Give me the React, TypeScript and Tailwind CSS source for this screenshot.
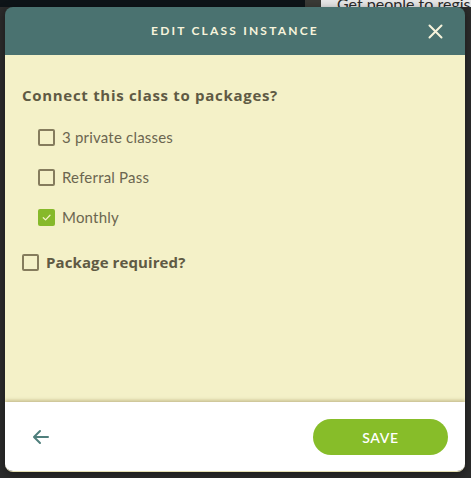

┄┄┄┄┄┄┄┄┄┄

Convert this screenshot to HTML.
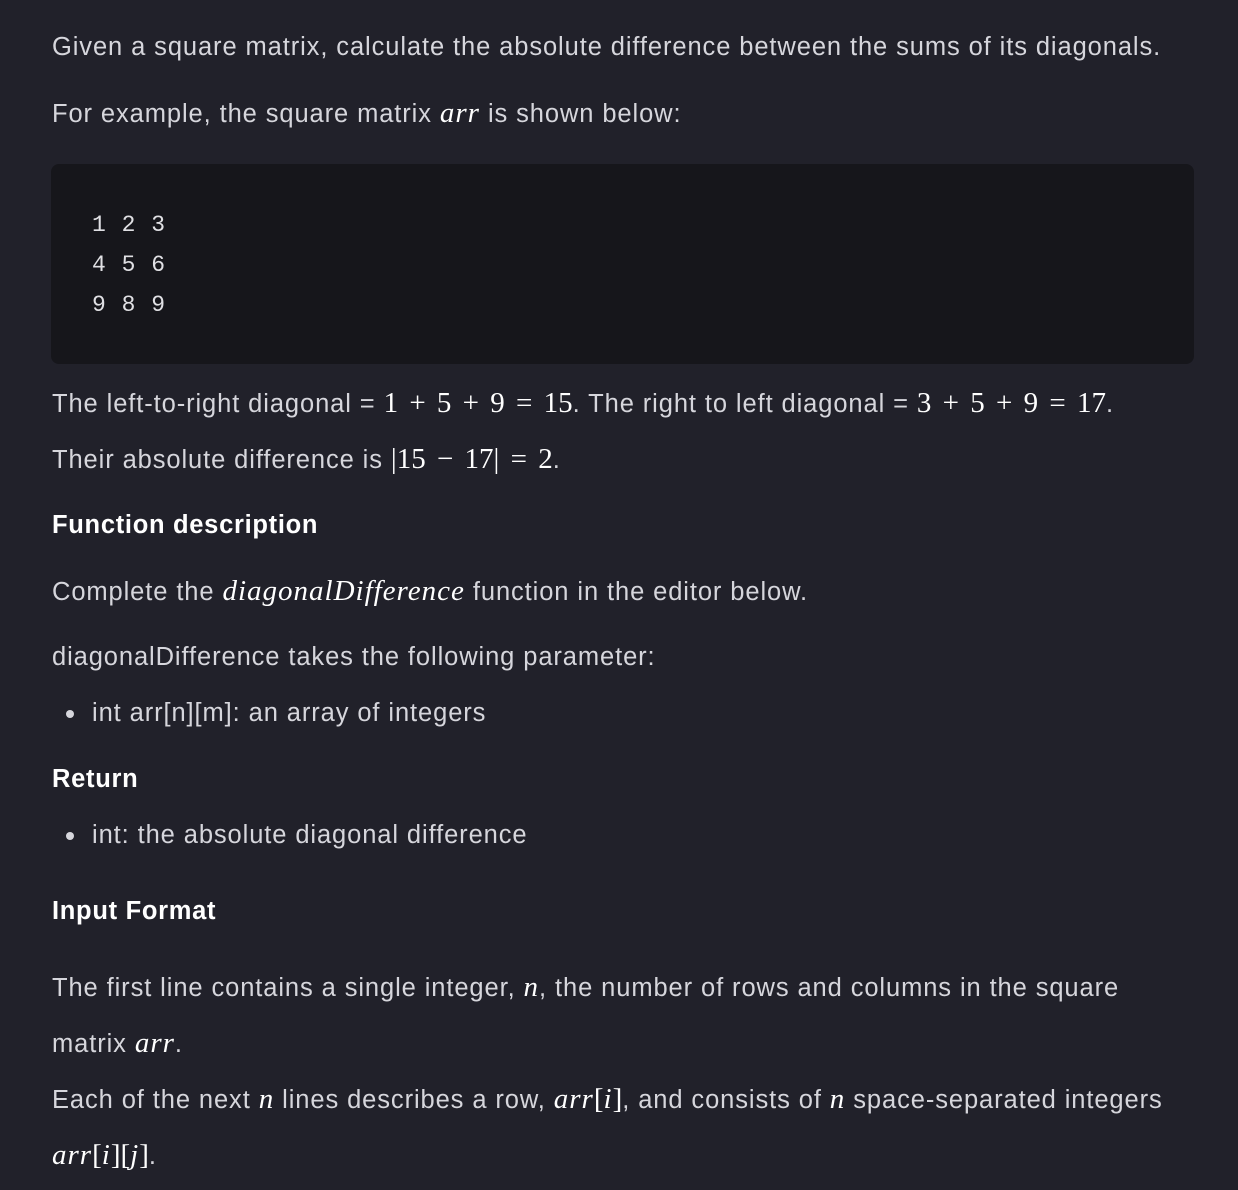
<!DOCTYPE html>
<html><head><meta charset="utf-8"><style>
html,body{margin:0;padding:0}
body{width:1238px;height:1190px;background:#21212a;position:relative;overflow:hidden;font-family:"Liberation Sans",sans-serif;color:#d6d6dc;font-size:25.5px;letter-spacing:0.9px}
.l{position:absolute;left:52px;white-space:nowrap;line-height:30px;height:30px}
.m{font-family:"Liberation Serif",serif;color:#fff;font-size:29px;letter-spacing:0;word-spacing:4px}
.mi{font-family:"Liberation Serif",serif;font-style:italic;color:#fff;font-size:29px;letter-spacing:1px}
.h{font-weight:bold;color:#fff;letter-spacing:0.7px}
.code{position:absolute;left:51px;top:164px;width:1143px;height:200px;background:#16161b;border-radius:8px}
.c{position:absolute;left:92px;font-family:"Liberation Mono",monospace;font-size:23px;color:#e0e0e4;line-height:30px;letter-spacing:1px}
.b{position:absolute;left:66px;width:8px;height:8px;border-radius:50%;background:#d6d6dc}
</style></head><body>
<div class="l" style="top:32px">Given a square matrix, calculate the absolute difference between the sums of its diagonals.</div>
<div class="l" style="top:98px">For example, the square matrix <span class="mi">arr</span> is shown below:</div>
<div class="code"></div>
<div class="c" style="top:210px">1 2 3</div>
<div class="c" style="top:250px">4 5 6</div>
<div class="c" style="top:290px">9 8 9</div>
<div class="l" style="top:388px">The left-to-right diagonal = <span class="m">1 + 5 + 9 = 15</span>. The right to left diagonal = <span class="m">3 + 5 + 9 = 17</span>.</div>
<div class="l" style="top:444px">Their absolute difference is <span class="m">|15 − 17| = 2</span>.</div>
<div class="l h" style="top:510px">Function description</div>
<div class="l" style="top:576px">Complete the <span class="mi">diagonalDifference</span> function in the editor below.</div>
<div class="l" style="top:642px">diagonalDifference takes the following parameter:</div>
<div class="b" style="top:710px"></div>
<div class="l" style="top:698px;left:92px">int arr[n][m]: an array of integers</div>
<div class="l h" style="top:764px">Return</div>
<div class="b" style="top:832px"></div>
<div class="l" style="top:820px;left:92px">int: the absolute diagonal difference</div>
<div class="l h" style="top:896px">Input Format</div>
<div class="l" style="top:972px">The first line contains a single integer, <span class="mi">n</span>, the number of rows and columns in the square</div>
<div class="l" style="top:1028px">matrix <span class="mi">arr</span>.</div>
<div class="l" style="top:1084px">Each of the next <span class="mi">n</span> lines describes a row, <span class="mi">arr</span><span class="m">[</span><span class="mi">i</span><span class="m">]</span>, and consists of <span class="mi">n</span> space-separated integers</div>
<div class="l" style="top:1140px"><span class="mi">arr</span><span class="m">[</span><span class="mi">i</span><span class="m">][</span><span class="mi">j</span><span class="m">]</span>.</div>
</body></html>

┄┄┄┄┄┄┄┄┄┄

## Set exercise
Show every line of the records above that contains the word "screenshot".

## Response below
Give me the React, TypeScript and Tailwind CSS source for this screenshot.
Convert this screenshot to HTML.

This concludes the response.